Reproduce the listing below in its entirety. Change nothing.
+===+
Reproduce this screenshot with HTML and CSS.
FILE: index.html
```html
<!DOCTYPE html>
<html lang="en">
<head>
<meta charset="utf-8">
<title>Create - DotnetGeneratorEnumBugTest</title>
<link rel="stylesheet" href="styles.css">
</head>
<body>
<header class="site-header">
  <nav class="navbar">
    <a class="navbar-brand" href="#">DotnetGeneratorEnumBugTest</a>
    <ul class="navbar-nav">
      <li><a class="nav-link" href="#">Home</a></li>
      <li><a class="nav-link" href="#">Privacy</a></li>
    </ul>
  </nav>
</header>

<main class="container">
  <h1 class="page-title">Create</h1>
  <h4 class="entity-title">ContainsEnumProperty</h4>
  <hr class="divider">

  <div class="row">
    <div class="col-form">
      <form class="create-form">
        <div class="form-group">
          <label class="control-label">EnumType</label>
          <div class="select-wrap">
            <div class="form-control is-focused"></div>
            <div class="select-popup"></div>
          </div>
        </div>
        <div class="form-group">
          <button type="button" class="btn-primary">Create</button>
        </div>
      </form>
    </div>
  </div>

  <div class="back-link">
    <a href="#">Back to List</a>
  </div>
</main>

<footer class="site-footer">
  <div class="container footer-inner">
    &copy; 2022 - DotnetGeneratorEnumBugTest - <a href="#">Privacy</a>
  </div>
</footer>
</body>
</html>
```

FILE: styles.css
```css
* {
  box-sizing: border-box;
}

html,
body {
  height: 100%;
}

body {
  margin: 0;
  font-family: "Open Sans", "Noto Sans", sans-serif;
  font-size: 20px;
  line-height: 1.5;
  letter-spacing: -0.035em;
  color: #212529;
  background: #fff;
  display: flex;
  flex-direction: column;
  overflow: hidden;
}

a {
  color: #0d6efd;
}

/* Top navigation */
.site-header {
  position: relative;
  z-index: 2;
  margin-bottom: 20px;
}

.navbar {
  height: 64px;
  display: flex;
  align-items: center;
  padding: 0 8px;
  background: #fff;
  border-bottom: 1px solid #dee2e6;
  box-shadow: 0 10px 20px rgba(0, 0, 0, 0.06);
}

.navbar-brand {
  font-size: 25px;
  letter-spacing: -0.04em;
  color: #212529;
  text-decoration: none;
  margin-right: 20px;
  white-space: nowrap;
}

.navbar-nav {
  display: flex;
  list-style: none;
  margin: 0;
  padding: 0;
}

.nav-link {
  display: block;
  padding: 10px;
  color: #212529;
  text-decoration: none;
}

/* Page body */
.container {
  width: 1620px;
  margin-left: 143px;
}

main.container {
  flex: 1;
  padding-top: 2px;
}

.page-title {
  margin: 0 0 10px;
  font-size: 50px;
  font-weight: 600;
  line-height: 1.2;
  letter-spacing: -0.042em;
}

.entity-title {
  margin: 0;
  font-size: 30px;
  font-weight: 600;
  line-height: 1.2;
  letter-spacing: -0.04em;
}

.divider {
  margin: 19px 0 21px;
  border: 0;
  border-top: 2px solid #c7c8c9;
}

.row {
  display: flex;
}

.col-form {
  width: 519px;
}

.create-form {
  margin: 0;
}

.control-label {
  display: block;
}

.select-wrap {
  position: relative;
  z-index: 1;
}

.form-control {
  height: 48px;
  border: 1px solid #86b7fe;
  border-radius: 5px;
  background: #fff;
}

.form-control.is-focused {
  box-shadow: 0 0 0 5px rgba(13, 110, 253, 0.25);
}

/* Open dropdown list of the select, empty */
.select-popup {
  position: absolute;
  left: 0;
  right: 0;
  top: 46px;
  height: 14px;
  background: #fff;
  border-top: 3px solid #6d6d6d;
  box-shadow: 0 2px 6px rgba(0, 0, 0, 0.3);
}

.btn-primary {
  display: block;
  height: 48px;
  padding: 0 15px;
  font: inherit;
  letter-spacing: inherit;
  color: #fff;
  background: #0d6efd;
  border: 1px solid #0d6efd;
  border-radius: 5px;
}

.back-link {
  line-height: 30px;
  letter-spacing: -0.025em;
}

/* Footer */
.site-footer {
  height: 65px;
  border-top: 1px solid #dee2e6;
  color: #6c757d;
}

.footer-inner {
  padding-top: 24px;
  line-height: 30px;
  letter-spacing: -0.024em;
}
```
+===+
- [REPLY]
Reproduce this screenshot with HTML and CSS.
FILE: index.html
```html
<!DOCTYPE html>
<html lang="en">
<head>
<meta charset="utf-8">
<title>Create - DotnetGeneratorEnumBugTest</title>
<link rel="stylesheet" href="styles.css">
</head>
<body>
<header class="site-header">
  <nav class="navbar">
    <a class="navbar-brand" href="#">DotnetGeneratorEnumBugTest</a>
    <ul class="navbar-nav">
      <li><a class="nav-link" href="#">Home</a></li>
      <li><a class="nav-link" href="#">Privacy</a></li>
    </ul>
  </nav>
</header>

<main class="container">
  <h1 class="page-title">Create</h1>
  <h4 class="entity-title">ContainsEnumProperty</h4>
  <hr class="divider">

  <div class="row">
    <div class="col-form">
      <form class="create-form">
        <div class="form-group">
          <label class="control-label">EnumType</label>
          <div class="select-wrap">
            <div class="form-control is-focused"></div>
            <div class="select-popup"></div>
          </div>
        </div>
        <div class="form-group">
          <button type="button" class="btn-primary">Create</button>
        </div>
      </form>
    </div>
  </div>

  <div class="back-link">
    <a href="#">Back to List</a>
  </div>
</main>

<footer class="site-footer">
  <div class="container footer-inner">
    &copy; 2022 - DotnetGeneratorEnumBugTest - <a href="#">Privacy</a>
  </div>
</footer>
</body>
</html>
```

FILE: styles.css
```css
* {
  box-sizing: border-box;
}

html,
body {
  height: 100%;
}

body {
  margin: 0;
  font-family: "Open Sans", "Noto Sans", sans-serif;
  font-size: 20px;
  line-height: 1.5;
  letter-spacing: -0.035em;
  color: #212529;
  background: #fff;
  display: flex;
  flex-direction: column;
  overflow: hidden;
}

a {
  color: #0d6efd;
}

/* Top navigation */
.site-header {
  position: relative;
  z-index: 2;
  margin-bottom: 20px;
}

.navbar {
  height: 64px;
  display: flex;
  align-items: center;
  padding: 0 8px;
  background: #fff;
  border-bottom: 1px solid #dee2e6;
  box-shadow: 0 10px 20px rgba(0, 0, 0, 0.06);
}

.navbar-brand {
  font-size: 25px;
  letter-spacing: -0.04em;
  color: #212529;
  text-decoration: none;
  margin-right: 20px;
  white-space: nowrap;
}

.navbar-nav {
  display: flex;
  list-style: none;
  margin: 0;
  padding: 0;
}

.nav-link {
  display: block;
  padding: 10px;
  color: #212529;
  text-decoration: none;
}

/* Page body */
.container {
  width: 1620px;
  margin-left: 143px;
}

main.container {
  flex: 1;
  padding-top: 2px;
}

.page-title {
  margin: 0 0 10px;
  font-size: 50px;
  font-weight: 600;
  line-height: 1.2;
  letter-spacing: -0.042em;
}

.entity-title {
  margin: 0;
  font-size: 30px;
  font-weight: 600;
  line-height: 1.2;
  letter-spacing: -0.04em;
}

.divider {
  margin: 19px 0 21px;
  border: 0;
  border-top: 2px solid #c7c8c9;
}

.row {
  display: flex;
}

.col-form {
  width: 519px;
}

.create-form {
  margin: 0;
}

.control-label {
  display: block;
}

.select-wrap {
  position: relative;
  z-index: 1;
}

.form-control {
  height: 48px;
  border: 1px solid #86b7fe;
  border-radius: 5px;
  background: #fff;
}

.form-control.is-focused {
  box-shadow: 0 0 0 5px rgba(13, 110, 253, 0.25);
}

/* Open dropdown list of the select, empty */
.select-popup {
  position: absolute;
  left: 0;
  right: 0;
  top: 46px;
  height: 14px;
  background: #fff;
  border-top: 3px solid #6d6d6d;
  box-shadow: 0 2px 6px rgba(0, 0, 0, 0.3);
}

.btn-primary {
  display: block;
  height: 48px;
  padding: 0 15px;
  font: inherit;
  letter-spacing: inherit;
  color: #fff;
  background: #0d6efd;
  border: 1px solid #0d6efd;
  border-radius: 5px;
}

.back-link {
  line-height: 30px;
  letter-spacing: -0.025em;
}

/* Footer */
.site-footer {
  height: 65px;
  border-top: 1px solid #dee2e6;
  color: #6c757d;
}

.footer-inner {
  padding-top: 24px;
  line-height: 30px;
  letter-spacing: -0.024em;
}
```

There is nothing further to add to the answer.